# Short exercise
Determine the number of lines in the data that include the word "this", and write only that number.

--- START ---

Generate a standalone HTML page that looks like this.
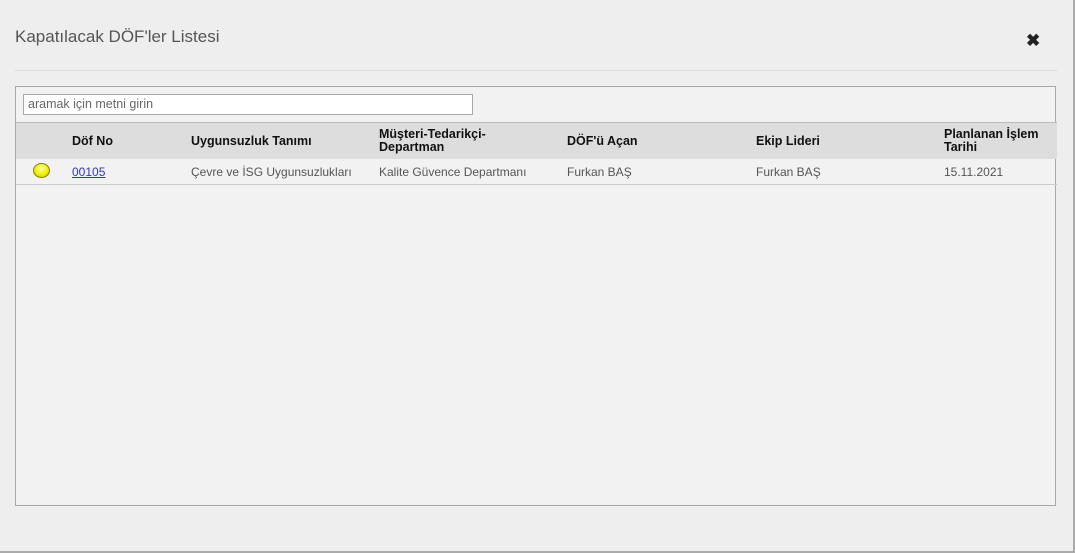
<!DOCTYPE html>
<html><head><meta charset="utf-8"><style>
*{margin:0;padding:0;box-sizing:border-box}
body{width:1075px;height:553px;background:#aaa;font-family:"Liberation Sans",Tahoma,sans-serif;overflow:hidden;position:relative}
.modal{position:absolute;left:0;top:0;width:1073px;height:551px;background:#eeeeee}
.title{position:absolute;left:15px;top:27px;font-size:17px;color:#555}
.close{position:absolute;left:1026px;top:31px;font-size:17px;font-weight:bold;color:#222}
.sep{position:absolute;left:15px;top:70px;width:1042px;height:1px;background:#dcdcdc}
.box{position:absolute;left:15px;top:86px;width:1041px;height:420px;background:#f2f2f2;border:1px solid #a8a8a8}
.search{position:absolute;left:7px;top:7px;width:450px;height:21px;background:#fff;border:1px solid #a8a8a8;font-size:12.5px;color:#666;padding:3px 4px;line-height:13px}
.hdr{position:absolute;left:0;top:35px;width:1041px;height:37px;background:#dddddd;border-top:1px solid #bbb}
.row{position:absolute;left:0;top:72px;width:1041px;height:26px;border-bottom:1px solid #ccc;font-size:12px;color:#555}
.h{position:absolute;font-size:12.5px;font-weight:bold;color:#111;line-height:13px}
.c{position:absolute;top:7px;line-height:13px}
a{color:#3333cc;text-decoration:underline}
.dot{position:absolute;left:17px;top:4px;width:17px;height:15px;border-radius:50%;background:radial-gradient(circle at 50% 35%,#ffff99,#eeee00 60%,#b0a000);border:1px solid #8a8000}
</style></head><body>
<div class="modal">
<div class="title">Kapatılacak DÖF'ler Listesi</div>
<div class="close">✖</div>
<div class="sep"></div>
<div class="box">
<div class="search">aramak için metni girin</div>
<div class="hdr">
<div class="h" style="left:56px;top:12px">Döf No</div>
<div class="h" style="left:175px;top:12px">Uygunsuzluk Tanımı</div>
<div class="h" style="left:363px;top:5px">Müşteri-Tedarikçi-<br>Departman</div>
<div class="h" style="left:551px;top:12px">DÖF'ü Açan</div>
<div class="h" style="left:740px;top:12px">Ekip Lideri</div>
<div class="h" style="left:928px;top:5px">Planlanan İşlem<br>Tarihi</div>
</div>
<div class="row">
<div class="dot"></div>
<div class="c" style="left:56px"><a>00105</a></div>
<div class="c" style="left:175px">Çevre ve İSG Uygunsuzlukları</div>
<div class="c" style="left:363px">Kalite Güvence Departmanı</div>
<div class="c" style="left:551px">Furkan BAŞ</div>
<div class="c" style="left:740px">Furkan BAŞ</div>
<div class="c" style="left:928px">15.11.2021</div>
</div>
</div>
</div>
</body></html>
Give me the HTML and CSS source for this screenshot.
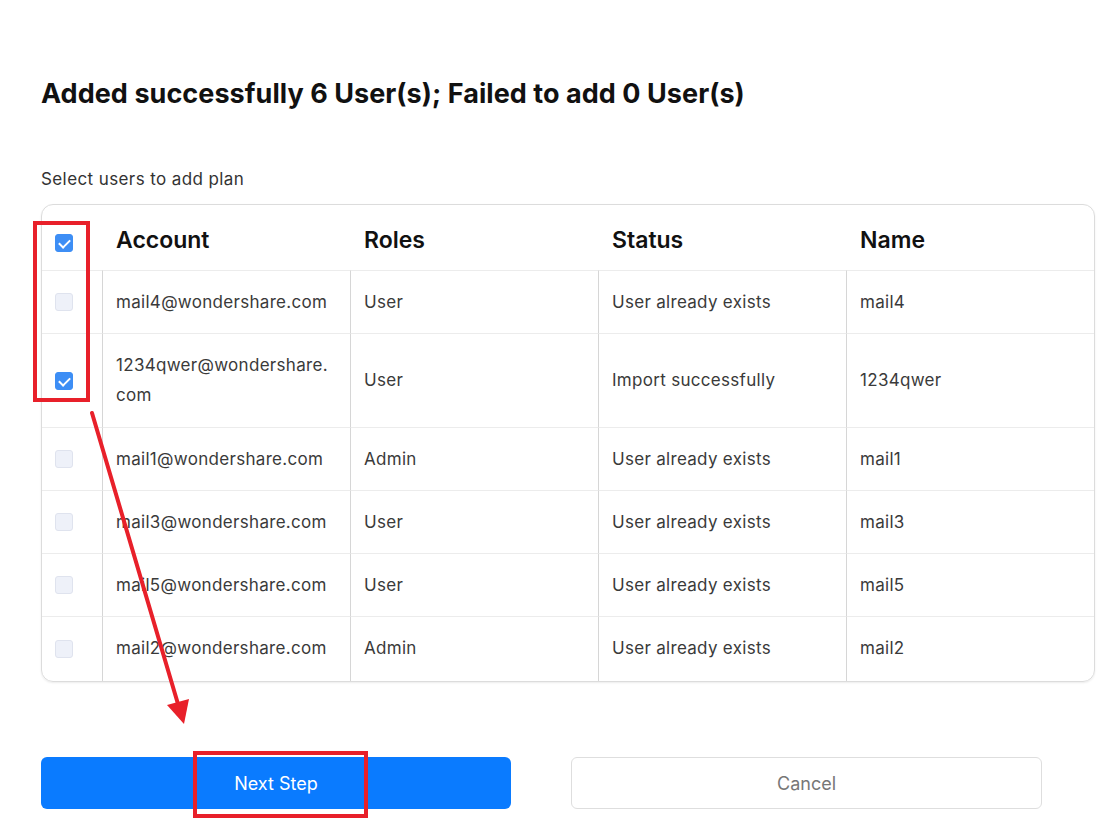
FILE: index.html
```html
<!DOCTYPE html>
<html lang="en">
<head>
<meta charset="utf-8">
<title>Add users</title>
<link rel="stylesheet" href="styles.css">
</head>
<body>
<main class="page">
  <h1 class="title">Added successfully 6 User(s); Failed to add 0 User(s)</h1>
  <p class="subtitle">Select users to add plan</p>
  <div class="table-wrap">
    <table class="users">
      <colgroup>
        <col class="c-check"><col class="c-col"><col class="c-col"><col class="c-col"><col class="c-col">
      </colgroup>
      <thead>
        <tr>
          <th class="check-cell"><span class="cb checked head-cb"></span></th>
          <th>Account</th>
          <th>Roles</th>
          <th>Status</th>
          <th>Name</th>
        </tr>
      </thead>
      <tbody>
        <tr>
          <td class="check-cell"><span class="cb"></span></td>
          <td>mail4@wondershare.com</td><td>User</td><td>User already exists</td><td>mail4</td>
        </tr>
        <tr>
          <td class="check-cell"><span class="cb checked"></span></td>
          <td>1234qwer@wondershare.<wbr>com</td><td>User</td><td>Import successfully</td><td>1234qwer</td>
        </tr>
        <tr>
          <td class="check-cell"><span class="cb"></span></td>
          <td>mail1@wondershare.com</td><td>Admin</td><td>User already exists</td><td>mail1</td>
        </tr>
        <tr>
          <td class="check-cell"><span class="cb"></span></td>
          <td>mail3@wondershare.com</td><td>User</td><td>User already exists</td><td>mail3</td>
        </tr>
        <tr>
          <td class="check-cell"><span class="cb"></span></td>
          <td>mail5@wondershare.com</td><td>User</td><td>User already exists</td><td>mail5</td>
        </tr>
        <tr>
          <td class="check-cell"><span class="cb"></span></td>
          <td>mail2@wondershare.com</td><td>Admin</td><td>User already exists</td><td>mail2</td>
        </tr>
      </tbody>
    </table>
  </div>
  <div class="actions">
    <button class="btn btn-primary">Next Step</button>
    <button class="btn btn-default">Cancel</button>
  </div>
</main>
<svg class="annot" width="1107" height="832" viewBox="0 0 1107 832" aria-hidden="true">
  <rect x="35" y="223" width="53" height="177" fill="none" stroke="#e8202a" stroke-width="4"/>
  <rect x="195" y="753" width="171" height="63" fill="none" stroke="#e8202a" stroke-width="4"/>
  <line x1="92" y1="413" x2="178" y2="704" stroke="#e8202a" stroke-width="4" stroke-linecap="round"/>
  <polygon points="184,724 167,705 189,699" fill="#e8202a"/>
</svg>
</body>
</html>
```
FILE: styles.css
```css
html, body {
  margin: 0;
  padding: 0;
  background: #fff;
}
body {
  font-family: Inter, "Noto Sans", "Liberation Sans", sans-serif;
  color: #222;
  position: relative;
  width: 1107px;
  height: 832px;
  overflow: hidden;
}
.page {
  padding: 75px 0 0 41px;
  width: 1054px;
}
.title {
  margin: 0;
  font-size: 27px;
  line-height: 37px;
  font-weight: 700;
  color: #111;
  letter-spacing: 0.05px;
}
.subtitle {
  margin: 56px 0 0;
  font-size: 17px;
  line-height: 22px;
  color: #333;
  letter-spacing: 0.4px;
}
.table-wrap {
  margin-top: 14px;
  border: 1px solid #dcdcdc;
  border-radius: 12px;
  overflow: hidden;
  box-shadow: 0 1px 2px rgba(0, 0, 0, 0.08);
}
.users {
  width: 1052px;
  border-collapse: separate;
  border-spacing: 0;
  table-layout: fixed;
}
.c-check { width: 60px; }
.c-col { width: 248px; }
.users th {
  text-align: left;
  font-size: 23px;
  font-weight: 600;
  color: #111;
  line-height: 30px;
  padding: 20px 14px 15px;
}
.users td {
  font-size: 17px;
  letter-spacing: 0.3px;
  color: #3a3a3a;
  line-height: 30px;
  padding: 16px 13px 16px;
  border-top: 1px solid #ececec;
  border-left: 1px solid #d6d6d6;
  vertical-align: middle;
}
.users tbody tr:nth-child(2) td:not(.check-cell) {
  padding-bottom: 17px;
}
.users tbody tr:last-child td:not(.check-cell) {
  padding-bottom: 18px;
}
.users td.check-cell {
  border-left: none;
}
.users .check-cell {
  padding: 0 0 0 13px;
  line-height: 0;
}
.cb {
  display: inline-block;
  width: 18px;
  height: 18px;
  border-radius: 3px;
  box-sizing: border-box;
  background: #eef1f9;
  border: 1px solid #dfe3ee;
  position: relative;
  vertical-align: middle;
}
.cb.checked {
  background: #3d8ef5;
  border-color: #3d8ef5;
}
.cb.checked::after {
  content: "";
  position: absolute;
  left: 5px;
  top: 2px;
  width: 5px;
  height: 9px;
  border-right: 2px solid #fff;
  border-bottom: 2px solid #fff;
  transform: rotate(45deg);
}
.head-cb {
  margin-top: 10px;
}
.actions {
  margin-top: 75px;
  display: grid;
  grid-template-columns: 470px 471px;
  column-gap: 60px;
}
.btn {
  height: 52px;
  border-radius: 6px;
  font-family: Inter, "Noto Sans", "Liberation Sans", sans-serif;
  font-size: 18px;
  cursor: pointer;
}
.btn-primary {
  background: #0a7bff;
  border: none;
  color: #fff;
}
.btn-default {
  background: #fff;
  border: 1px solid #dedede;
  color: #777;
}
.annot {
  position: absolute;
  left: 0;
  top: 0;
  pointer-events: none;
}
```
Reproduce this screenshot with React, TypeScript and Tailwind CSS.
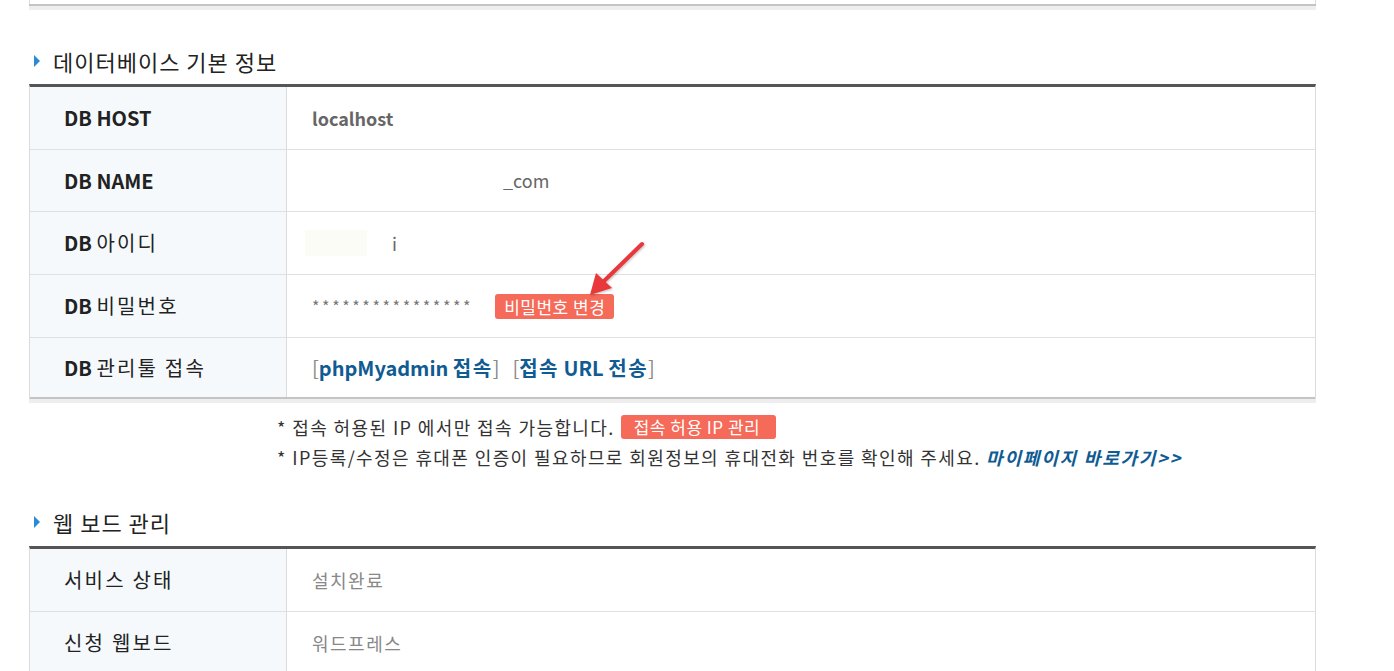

--- END ---

# Finished answer
3